- $0<x<1$
- $u_0 \in \mathbb{N}$ and $u_0 \geq 2$
- $u_{n+1}= u_n ^{ u_n}$
- $\alpha= \sum_{n=0}^{+ \infty} \dfrac{1}{u_n}$
- We want to prove that the series $\sum \dfrac{x^n}{ \sin ( \pi \alpha n) }$ diverges.
My attempt : The sequence $(u_n)_n$ has been studied here
$ \begin{align*} \forall j, u_{j+1}&=u_j^{u_j} \in \mathbb{N} \\ \forall j, \forall k<j, u_k &| u_j \\ \forall k, k <n, \dfrac{u_n}{u_k} &\in \mathbb{N} \\ \forall n, u_n \sum_{k=0}^{n} \dfrac{1}{u_k} &\in \mathbb{N} \end{align*} $
$ \begin{align*} \sin( u_n \pi \alpha) &= \sin( u_n \pi \sum_{k=0}^{n} \dfrac{1}{u_n} + u_n \pi \sum_{k=n+1}^{\infty} \dfrac{1}{u_n} ) \\ \sin( u_n \pi \alpha)&= \sin( u_n \pi \sum_{k=n+1}^{\infty} \dfrac{1}{u_n} ) \\ |\sin( u_n \pi \alpha)| & \leq | u_n \pi \sum_{k=n+1}^{\infty} \dfrac{1}{u_n} | \\ |\sin( u_n \pi \alpha)| & \leq u_n \pi \sum_{k=n+1}^{\infty} \dfrac{1}{u_n} \\ & \leq\dfrac{ \pi C }{ u_n^{u_n -1} } \\ \end{align*} $
$C$ is an intercept, that does not depend on $n$.
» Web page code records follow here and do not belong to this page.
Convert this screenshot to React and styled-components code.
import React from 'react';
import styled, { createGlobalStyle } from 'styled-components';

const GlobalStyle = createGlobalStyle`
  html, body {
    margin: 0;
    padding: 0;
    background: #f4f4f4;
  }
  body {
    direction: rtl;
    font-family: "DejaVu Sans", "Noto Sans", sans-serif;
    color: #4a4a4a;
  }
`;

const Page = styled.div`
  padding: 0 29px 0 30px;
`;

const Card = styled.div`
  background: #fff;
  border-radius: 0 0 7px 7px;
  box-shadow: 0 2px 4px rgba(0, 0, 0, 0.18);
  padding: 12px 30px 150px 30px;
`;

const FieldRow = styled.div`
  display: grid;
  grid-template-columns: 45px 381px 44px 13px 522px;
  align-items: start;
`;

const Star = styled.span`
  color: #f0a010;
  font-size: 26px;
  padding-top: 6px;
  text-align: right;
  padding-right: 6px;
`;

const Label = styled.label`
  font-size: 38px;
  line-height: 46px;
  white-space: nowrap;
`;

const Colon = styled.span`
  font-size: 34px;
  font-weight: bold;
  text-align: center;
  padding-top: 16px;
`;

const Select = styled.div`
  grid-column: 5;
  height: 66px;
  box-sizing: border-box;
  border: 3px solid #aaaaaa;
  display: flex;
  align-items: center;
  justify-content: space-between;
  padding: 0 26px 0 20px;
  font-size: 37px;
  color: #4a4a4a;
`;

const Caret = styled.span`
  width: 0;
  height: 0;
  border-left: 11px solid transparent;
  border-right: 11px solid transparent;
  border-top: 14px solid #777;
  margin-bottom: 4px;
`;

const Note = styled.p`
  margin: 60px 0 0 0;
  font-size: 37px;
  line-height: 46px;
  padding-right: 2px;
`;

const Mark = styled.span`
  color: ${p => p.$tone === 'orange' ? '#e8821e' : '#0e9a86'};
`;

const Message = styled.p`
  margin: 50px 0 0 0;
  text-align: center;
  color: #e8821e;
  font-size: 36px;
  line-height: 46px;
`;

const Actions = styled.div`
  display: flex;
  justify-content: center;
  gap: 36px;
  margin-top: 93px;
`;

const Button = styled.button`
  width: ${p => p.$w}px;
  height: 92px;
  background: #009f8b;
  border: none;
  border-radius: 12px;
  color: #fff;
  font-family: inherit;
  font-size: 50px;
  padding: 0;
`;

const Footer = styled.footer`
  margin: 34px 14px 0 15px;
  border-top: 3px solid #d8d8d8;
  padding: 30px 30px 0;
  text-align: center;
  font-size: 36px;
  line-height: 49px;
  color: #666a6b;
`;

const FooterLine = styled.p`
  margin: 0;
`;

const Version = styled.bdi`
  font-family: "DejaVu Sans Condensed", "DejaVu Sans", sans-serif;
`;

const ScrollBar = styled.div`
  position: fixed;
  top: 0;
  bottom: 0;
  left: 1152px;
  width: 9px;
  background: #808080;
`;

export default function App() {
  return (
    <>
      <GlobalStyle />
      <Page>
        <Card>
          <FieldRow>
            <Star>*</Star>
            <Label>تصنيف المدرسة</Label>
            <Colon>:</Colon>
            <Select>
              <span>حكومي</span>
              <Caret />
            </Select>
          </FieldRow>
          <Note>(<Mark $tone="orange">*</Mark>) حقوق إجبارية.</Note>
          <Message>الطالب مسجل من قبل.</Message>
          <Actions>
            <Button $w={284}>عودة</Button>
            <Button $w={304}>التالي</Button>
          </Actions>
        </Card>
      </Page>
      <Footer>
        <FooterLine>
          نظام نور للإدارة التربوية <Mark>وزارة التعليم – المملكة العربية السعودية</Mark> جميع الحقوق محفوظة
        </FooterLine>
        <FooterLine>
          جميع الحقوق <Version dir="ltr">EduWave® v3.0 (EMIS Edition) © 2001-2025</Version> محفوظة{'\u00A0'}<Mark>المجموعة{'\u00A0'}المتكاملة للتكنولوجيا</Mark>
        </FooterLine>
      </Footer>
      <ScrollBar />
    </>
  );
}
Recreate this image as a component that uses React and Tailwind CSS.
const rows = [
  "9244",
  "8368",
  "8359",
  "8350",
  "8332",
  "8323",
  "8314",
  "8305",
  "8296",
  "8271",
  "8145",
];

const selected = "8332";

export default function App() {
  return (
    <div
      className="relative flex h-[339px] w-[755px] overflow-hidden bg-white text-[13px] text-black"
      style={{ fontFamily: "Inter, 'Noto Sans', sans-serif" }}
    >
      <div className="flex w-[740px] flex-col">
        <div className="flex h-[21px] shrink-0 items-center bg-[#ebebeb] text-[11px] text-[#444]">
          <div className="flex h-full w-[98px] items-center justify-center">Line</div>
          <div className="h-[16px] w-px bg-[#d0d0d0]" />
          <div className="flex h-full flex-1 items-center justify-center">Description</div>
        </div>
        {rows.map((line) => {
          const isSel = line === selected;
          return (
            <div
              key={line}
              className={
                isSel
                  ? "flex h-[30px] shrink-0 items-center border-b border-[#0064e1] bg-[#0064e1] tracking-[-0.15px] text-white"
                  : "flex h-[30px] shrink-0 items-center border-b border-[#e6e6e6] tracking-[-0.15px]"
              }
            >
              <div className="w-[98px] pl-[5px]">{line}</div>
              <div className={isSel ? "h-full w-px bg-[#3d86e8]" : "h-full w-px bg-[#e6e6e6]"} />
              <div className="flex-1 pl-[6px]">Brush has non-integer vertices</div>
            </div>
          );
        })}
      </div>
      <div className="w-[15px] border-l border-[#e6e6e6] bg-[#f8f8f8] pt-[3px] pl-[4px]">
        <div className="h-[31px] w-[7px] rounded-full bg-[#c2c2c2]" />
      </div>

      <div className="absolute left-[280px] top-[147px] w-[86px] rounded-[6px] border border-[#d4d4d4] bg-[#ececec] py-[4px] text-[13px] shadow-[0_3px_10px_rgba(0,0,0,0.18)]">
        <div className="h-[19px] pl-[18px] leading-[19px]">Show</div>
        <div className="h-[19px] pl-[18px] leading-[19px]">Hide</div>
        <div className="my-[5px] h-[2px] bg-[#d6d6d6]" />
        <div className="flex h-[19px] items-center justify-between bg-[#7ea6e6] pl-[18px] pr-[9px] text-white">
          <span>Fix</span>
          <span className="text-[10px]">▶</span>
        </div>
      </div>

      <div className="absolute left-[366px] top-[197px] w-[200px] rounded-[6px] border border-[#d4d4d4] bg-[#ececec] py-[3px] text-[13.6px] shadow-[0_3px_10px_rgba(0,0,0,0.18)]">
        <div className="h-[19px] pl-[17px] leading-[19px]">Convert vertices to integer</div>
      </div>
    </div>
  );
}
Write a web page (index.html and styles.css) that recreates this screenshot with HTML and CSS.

$$\dfrac{x^{u_n} }{ |\sin( u_n \pi \alpha)| } \geq \dfrac{1}{ \pi C } x^{u_n} u_n^{u_n -1} (\star) $$
We expect to get the divergence from this last inequality called ($\star$). $u_n \to \infty$
We can prove that $\alpha \notin \mathbb{Q}$ Assume that $\alpha= \dfrac{p}{q}$ where $p,q \in \mathbb{Q}$ then
$ \begin{align*} u_n \sum_{k=0}^{n} \dfrac{1}{u_k} &\in \mathbb{N} \\ \alpha=\sum_{k=0}^{\infty} \dfrac{1}{u_k} &\in \mathbb{N}\\ q u_n \sum_{k=n1}^{\infty} \dfrac{1}{u_k} &\in \mathbb{N} \\ q u_n \sum_{k=n1}^{\infty} \dfrac{1}{u_k} &\to 0 \end{align*} $
It is a contradiction so $\alpha \not \in \mathbb{Q}$
We get the divergence from $\star$ because $u_n > n+1$